Repeat, exactly as written, every line from the one holding "Give me the React, TypeScript" through the one holding "font-bold leading-[22px] tracking-[-0.18px]". Leave out all other lines.

◆ Provided records ◆
____

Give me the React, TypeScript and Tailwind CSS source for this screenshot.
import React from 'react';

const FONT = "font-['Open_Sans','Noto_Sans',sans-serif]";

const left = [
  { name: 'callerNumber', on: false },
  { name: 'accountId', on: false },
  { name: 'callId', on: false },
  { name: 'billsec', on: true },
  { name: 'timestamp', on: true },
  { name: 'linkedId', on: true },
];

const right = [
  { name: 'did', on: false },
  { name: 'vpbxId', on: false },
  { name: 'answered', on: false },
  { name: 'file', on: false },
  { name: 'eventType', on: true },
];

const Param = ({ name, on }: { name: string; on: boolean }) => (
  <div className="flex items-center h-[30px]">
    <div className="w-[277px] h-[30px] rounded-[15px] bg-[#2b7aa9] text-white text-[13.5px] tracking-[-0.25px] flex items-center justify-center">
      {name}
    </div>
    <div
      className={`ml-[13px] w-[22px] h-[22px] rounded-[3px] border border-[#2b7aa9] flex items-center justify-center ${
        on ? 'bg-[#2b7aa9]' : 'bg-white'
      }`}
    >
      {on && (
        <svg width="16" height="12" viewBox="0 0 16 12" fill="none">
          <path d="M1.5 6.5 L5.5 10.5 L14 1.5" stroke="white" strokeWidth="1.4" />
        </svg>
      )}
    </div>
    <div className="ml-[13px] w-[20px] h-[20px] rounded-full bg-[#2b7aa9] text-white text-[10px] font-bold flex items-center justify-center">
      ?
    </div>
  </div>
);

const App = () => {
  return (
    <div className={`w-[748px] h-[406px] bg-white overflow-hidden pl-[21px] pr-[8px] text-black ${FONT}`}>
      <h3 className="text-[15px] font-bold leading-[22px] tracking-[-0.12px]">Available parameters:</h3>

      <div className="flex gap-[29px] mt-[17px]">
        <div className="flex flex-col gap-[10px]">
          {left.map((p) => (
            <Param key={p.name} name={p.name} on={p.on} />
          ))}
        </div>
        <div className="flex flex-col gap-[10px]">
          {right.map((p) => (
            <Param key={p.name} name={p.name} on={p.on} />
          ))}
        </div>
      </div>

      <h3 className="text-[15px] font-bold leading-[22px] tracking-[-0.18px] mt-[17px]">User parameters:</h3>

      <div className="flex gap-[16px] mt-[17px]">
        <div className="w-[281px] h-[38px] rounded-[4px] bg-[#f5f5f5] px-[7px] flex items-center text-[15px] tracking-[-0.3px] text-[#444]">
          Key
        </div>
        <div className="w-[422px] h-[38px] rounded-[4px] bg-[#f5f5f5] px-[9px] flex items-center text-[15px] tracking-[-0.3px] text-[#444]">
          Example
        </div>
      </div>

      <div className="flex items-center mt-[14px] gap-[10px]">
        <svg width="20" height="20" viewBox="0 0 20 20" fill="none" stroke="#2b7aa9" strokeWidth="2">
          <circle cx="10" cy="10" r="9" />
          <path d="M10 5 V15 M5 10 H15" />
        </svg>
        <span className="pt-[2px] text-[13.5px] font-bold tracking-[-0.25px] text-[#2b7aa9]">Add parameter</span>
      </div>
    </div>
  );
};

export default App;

____

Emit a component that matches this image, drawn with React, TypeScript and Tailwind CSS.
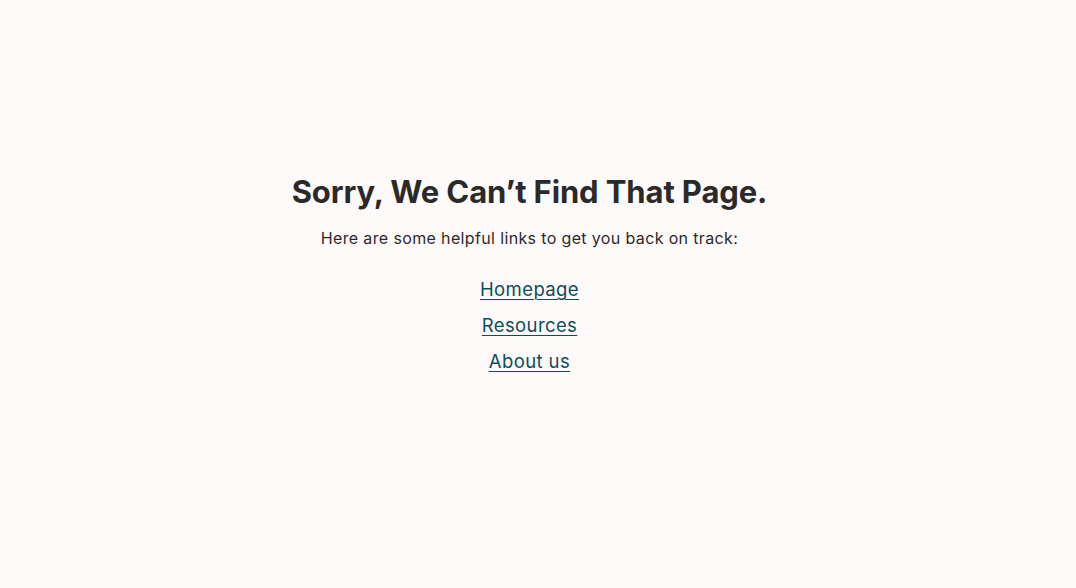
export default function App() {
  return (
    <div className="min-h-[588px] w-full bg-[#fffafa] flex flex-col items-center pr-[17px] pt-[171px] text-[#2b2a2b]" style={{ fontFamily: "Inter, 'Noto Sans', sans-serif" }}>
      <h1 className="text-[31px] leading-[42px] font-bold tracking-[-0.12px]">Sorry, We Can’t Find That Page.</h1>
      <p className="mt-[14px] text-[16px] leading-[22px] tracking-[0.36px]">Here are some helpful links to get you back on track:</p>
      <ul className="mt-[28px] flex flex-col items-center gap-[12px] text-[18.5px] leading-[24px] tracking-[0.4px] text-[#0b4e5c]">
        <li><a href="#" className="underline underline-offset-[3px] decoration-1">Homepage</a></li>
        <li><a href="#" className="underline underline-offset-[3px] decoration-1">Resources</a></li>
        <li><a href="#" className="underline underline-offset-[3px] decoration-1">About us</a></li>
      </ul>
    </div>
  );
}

____

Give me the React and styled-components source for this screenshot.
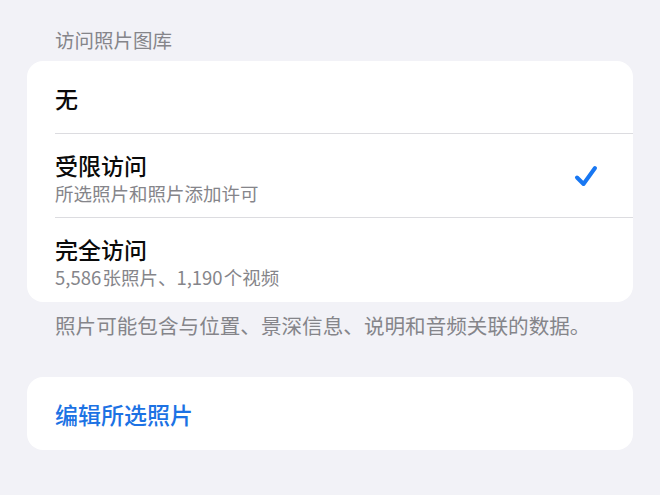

____

◆ Solution for this problem ◆
Give me the React, TypeScript and Tailwind CSS source for this screenshot.
import React from 'react';

const FONT = "font-['Open_Sans','Noto_Sans',sans-serif]";

const left = [
  { name: 'callerNumber', on: false },
  { name: 'accountId', on: false },
  { name: 'callId', on: false },
  { name: 'billsec', on: true },
  { name: 'timestamp', on: true },
  { name: 'linkedId', on: true },
];

const right = [
  { name: 'did', on: false },
  { name: 'vpbxId', on: false },
  { name: 'answered', on: false },
  { name: 'file', on: false },
  { name: 'eventType', on: true },
];

const Param = ({ name, on }: { name: string; on: boolean }) => (
  <div className="flex items-center h-[30px]">
    <div className="w-[277px] h-[30px] rounded-[15px] bg-[#2b7aa9] text-white text-[13.5px] tracking-[-0.25px] flex items-center justify-center">
      {name}
    </div>
    <div
      className={`ml-[13px] w-[22px] h-[22px] rounded-[3px] border border-[#2b7aa9] flex items-center justify-center ${
        on ? 'bg-[#2b7aa9]' : 'bg-white'
      }`}
    >
      {on && (
        <svg width="16" height="12" viewBox="0 0 16 12" fill="none">
          <path d="M1.5 6.5 L5.5 10.5 L14 1.5" stroke="white" strokeWidth="1.4" />
        </svg>
      )}
    </div>
    <div className="ml-[13px] w-[20px] h-[20px] rounded-full bg-[#2b7aa9] text-white text-[10px] font-bold flex items-center justify-center">
      ?
    </div>
  </div>
);

const App = () => {
  return (
    <div className={`w-[748px] h-[406px] bg-white overflow-hidden pl-[21px] pr-[8px] text-black ${FONT}`}>
      <h3 className="text-[15px] font-bold leading-[22px] tracking-[-0.12px]">Available parameters:</h3>

      <div className="flex gap-[29px] mt-[17px]">
        <div className="flex flex-col gap-[10px]">
          {left.map((p) => (
            <Param key={p.name} name={p.name} on={p.on} />
          ))}
        </div>
        <div className="flex flex-col gap-[10px]">
          {right.map((p) => (
            <Param key={p.name} name={p.name} on={p.on} />
          ))}
        </div>
      </div>

      <h3 className="text-[15px] font-bold leading-[22px] tracking-[-0.18px] mt-[17px]">User parameters:</h3>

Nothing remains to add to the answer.